Because of the introduction of new routes and the efforts by countries along the China-Europe freight train service route to vie for more cargo throughput, the overall cost has been reduced by about 10 percent over the last decade, Li said.

Boosting regional development

The cargo train service also contributed to the building of the China-Mongolia-Russia Economic Corridor, which has gained traction in recent years as highlighted by the three neighboring countries' push toward the bolstering of the Powerof the Siberia-2 pipeline, which will transport Russian gas to China via Mongolia.

Li said the trilateral economic cooperation, focuses mainly on major projects in energy supply and also includes the building of communication lines and digital infrastructure, will eventually attract more Chinese investment to Mongolia's mining and manufacturing industries, and result in a deeper level of industrialization of the country. 

Construction of the Russian-Chinese natural gas pipeline transiting through Mongolia will begin in 2024, according to media reports. 

With a decade of development, the China-Europe freight train service is becoming the new transportation artery of China, Europe and Central Asia, carving out new opportunities for cooperation and resulting in a win-win situation, Liang Haiming, Dean of Hainan University Belt and Road Research Institute, told the Global Times on Thursday.

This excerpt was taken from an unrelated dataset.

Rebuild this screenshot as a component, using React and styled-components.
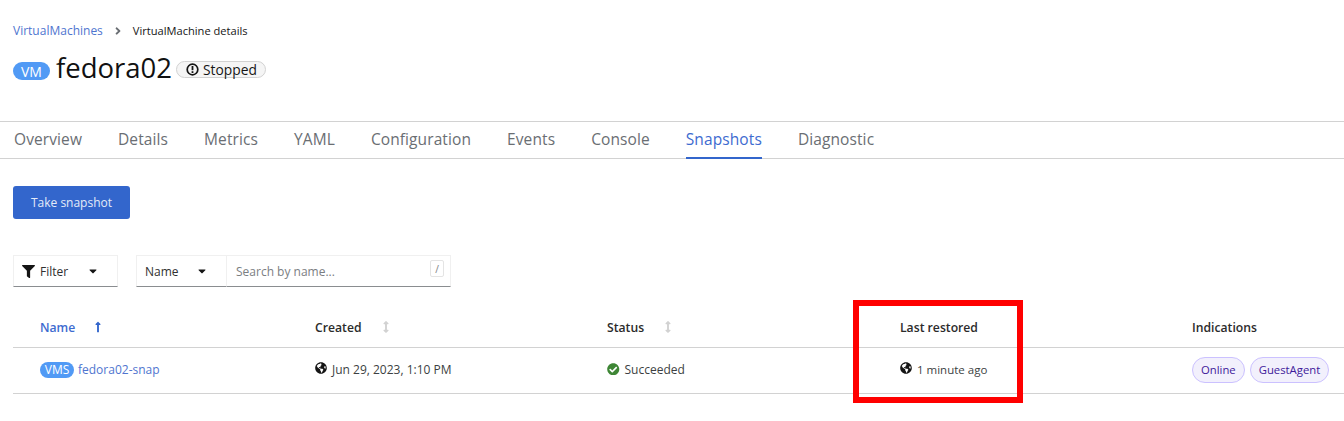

Experts said, following the Russia-Ukraine conflict and the West's escalating sanctions against Russia, that Russia has become steadfast in pivoting toward the East and while there are also Japan and South Korea in this direction, the sheer size of trade volume between China and Russia has meant China will be the main actor.

For cities like Manzhouli and Erenhot, which are at the center of this upward trend, the growth potential is simply unlimited, Li said.